Prompt -
Begin with the first line below and retype each line exactly through the line containing "import React from 'react';". Any pictures are to be left out.

(Items listed in a dataset)
=======
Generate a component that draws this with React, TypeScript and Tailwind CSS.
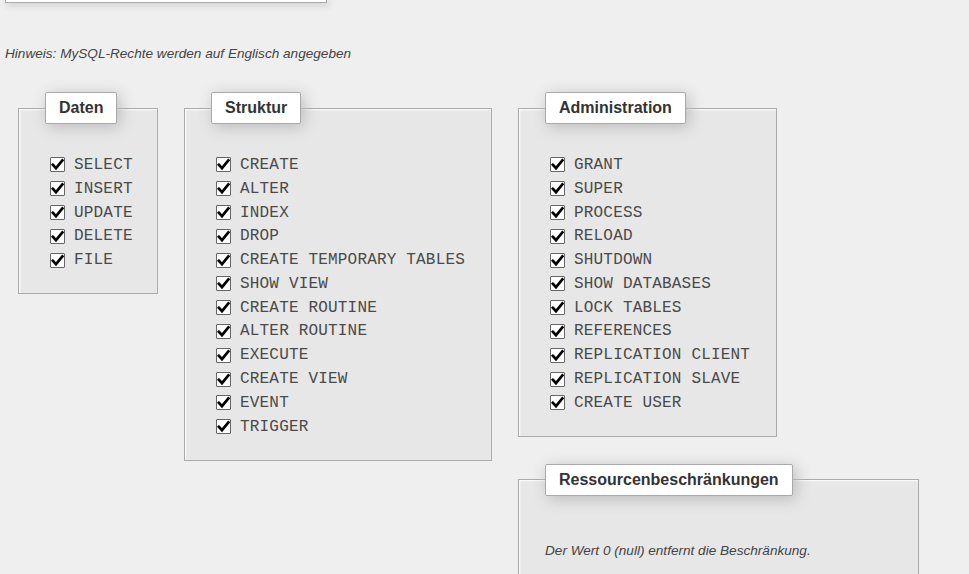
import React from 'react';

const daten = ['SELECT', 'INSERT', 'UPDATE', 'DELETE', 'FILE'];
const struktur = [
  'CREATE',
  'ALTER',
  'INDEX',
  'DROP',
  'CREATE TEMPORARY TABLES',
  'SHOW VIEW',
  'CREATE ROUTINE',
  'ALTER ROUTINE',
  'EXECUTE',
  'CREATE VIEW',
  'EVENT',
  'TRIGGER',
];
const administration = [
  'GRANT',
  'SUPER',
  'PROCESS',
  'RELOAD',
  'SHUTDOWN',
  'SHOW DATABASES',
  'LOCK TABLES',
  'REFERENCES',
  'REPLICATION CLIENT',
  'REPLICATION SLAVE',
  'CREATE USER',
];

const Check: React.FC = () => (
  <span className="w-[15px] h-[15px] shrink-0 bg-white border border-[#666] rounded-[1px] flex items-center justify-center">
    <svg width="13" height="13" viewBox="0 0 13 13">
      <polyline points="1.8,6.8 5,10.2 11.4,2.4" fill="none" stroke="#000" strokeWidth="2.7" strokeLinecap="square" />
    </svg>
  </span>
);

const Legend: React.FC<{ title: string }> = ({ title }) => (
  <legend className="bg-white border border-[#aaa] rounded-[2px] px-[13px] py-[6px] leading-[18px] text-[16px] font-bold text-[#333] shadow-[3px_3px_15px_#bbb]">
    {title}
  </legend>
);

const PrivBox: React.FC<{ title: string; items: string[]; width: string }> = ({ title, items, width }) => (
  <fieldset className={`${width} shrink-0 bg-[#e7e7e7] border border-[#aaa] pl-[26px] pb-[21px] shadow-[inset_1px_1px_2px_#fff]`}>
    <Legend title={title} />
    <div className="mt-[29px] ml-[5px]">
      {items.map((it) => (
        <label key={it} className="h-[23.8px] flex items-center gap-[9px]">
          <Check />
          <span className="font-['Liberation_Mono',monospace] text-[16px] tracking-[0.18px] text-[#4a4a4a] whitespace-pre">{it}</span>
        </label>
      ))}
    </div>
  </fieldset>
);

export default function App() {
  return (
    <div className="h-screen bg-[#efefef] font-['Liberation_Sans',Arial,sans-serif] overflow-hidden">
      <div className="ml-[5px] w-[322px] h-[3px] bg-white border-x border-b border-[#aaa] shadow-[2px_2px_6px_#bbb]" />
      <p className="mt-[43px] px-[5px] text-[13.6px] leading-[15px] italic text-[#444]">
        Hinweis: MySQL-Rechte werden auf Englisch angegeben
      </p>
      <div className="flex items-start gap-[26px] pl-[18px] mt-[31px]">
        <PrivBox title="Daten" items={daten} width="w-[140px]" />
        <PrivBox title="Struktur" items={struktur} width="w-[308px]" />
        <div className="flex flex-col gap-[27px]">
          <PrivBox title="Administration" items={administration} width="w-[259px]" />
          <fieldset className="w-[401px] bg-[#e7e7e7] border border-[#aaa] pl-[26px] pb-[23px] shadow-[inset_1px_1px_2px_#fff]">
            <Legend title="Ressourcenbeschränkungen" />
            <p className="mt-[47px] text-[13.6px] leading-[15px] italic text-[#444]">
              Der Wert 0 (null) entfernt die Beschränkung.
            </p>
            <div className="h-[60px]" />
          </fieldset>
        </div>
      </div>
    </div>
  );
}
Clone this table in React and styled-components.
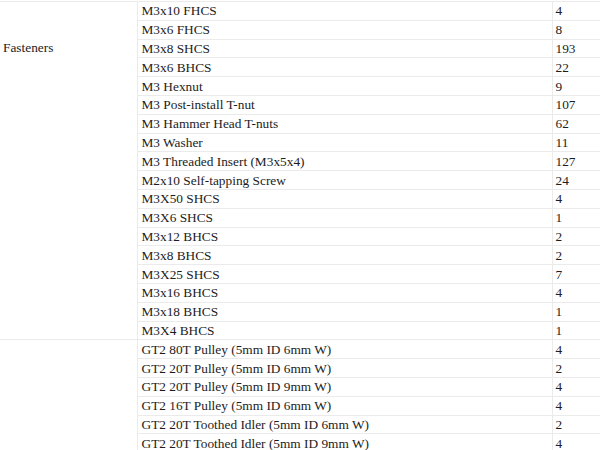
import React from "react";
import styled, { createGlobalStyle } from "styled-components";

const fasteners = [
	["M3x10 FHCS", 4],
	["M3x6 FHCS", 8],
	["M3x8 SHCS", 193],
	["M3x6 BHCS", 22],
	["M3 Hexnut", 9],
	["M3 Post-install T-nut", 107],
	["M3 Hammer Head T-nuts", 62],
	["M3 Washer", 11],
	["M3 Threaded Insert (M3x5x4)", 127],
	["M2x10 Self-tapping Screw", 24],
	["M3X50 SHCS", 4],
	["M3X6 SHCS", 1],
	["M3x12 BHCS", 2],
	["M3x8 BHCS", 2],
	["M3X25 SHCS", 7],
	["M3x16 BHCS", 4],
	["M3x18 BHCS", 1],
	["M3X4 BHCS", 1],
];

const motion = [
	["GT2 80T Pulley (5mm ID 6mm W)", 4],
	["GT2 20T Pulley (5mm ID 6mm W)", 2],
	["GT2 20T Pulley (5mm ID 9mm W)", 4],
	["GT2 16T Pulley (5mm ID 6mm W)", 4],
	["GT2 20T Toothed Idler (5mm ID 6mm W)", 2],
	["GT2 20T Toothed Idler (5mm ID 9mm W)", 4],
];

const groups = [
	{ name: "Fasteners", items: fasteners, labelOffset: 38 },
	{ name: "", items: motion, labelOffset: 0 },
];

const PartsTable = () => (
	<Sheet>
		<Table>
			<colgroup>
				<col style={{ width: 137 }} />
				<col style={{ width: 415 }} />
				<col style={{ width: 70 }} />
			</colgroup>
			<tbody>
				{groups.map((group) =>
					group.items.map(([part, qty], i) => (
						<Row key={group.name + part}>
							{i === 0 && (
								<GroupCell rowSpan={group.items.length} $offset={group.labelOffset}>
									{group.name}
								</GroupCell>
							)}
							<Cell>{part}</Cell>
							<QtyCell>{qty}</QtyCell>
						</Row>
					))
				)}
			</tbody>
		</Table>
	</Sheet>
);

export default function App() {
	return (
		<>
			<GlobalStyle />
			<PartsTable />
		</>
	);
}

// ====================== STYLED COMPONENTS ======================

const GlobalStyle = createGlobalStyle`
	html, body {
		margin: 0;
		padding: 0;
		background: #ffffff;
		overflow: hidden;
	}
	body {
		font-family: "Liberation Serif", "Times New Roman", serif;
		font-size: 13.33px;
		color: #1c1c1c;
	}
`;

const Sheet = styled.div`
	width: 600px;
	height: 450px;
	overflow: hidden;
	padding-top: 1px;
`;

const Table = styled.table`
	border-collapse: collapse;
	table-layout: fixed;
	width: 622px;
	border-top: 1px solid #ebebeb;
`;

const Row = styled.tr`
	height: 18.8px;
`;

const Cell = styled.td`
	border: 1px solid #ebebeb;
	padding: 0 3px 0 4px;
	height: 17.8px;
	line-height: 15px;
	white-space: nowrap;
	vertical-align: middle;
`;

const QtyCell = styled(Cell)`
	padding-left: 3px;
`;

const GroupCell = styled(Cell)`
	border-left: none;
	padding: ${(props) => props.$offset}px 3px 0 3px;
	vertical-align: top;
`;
=======
Answer to this task -
Generate a component that draws this with React, TypeScript and Tailwind CSS.
import React from 'react';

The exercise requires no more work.